[Aim]
Find each line containing the string "component" and return it.

[Task data]

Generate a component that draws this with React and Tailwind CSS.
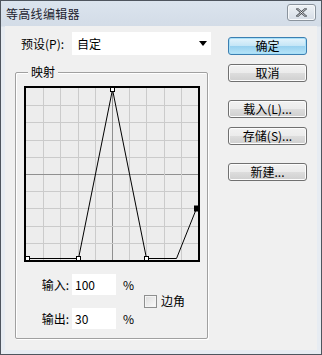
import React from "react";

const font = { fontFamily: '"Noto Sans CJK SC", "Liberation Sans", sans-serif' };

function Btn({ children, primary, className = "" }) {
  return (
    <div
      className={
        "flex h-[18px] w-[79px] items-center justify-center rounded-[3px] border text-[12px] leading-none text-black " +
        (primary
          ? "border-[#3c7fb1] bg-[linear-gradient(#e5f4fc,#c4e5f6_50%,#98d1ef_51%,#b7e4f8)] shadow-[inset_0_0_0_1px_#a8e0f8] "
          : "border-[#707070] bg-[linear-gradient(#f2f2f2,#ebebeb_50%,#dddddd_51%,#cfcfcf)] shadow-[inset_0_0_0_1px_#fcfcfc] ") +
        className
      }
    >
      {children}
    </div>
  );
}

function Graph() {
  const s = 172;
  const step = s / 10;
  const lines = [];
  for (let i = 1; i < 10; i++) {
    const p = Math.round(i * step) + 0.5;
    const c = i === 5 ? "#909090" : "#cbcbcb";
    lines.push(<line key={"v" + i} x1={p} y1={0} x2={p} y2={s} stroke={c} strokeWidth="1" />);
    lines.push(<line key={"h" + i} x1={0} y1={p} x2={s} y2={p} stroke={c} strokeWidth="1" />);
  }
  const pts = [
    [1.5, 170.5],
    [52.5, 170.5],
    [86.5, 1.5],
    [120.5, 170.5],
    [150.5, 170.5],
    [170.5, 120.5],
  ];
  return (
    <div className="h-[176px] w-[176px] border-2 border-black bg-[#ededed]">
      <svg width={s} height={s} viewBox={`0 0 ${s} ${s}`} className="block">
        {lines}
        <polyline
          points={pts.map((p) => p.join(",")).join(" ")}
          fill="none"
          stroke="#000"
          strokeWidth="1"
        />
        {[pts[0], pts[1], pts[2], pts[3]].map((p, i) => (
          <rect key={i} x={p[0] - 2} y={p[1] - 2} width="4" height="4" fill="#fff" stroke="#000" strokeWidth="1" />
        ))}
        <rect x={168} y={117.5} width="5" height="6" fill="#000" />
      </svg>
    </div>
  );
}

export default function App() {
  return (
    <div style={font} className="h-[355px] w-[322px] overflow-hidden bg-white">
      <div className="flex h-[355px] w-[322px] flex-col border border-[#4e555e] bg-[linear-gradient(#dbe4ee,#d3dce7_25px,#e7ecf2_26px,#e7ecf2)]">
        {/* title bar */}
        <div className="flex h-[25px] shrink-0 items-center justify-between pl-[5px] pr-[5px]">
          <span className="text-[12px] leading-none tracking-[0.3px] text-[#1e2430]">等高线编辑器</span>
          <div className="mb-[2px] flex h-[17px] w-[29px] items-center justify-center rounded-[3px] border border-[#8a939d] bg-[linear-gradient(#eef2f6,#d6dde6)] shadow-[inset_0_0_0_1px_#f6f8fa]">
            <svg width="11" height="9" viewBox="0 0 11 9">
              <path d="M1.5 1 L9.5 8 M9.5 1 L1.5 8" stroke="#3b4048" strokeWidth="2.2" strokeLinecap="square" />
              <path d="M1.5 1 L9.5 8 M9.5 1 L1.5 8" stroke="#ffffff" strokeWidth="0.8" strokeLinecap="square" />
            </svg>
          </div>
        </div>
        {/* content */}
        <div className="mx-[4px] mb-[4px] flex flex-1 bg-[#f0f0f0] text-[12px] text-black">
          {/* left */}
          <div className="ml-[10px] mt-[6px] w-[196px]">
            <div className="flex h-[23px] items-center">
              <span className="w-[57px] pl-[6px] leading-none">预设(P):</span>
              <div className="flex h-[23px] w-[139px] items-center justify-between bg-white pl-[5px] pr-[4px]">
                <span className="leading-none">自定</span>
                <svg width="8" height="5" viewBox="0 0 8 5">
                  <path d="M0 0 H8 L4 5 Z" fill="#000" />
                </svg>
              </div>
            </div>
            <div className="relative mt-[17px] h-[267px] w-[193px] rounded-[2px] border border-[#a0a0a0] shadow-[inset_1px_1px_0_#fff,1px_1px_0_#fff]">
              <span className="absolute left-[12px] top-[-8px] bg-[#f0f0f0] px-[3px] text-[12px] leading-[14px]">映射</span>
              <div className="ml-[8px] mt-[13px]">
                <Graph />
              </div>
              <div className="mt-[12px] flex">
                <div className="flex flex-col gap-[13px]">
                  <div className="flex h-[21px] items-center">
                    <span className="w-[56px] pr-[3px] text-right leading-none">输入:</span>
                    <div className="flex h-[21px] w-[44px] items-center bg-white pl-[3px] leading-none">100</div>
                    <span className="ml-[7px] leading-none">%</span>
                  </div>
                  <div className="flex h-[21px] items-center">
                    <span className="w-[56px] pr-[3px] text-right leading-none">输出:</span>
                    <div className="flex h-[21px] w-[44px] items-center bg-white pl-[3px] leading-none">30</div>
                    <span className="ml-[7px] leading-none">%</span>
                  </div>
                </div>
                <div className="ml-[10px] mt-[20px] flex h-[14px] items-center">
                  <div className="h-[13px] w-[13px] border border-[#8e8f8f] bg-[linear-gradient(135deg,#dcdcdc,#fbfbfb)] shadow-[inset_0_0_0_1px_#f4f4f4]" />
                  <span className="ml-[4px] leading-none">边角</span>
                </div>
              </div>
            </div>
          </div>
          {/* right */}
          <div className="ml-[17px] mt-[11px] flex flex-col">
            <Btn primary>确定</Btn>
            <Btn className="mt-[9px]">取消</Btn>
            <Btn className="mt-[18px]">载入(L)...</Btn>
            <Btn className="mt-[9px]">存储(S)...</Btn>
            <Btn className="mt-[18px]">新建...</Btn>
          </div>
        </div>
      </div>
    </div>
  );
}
...
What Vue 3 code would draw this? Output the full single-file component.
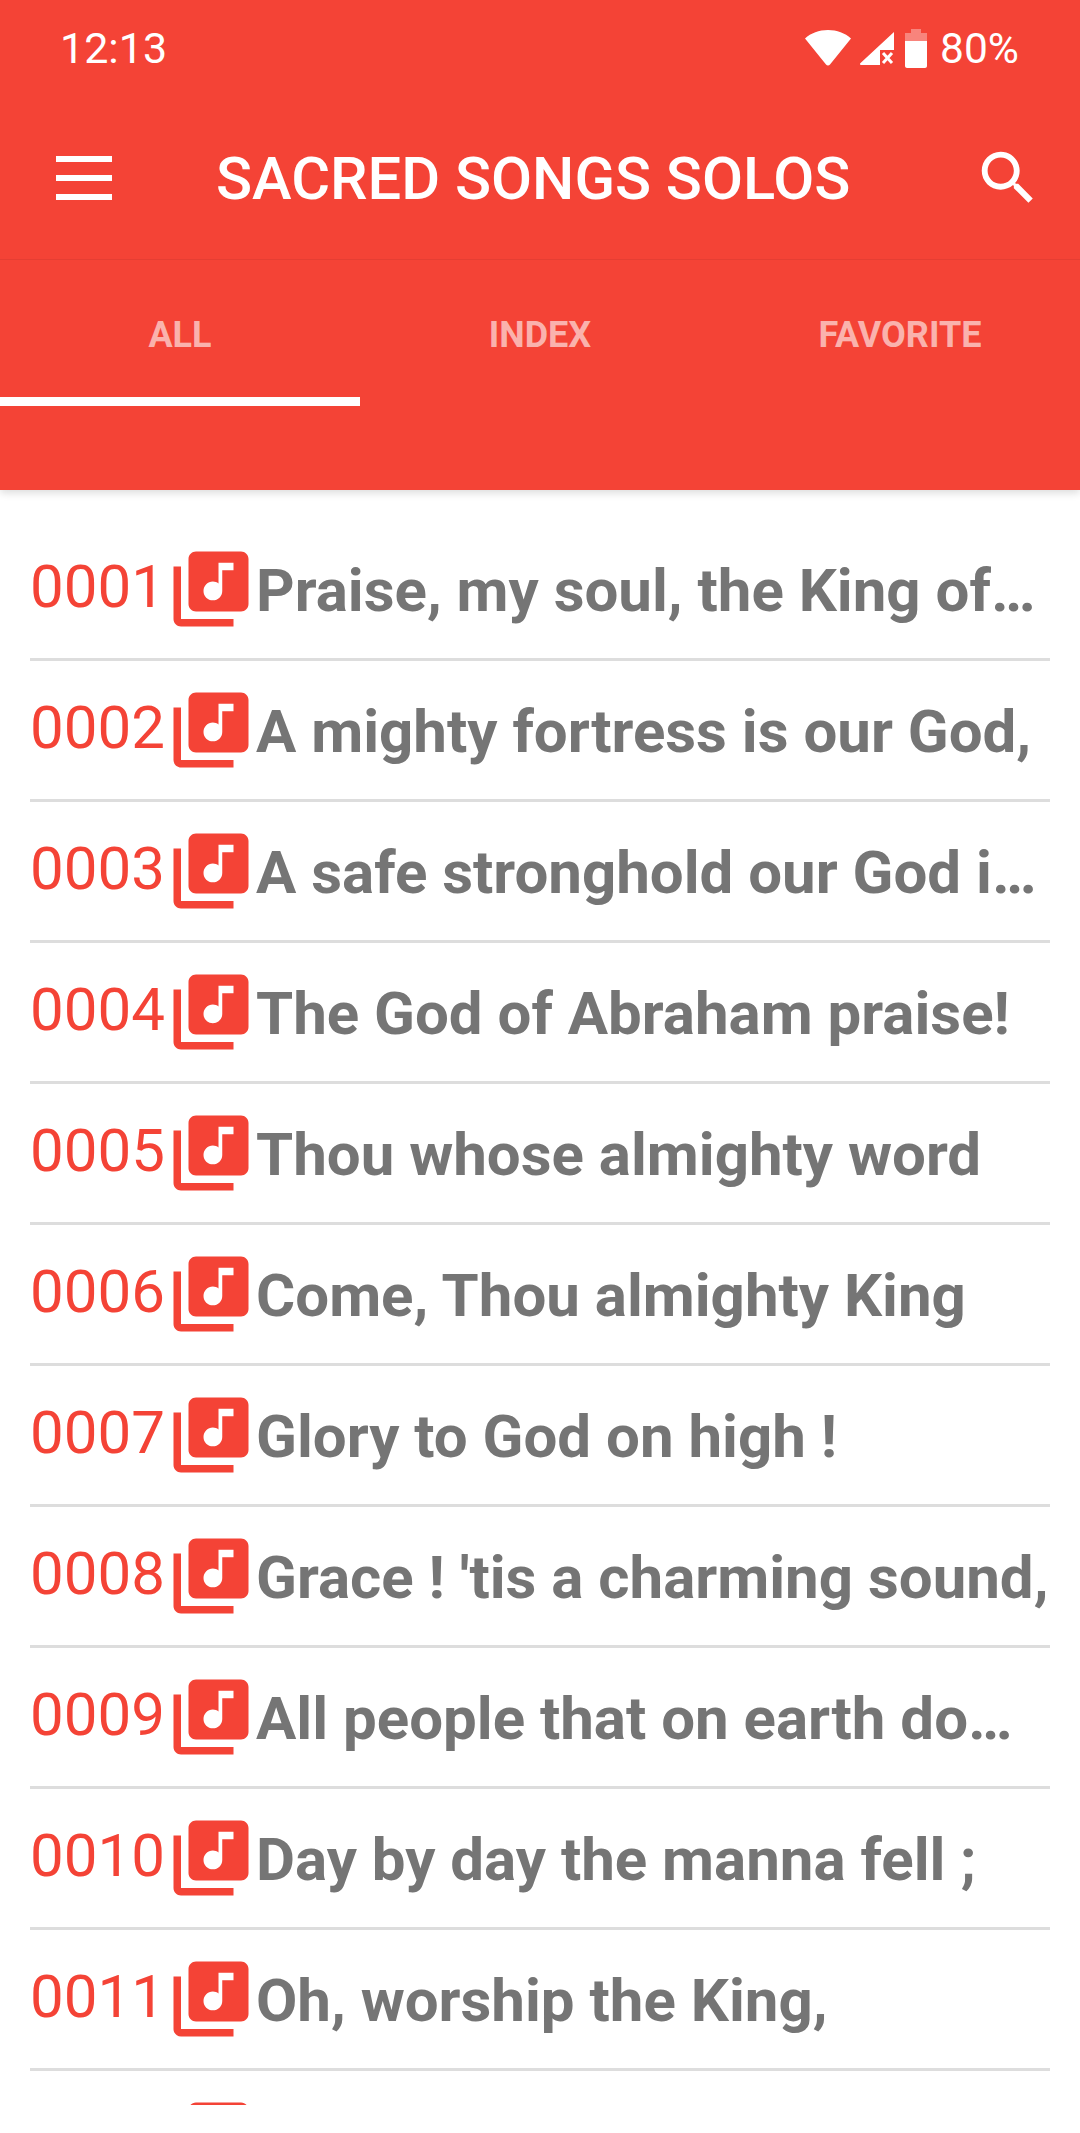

[Correct response]
Generate a component that draws this with React and Tailwind CSS.
What Vue 3 code would draw this? Output the full single-file component.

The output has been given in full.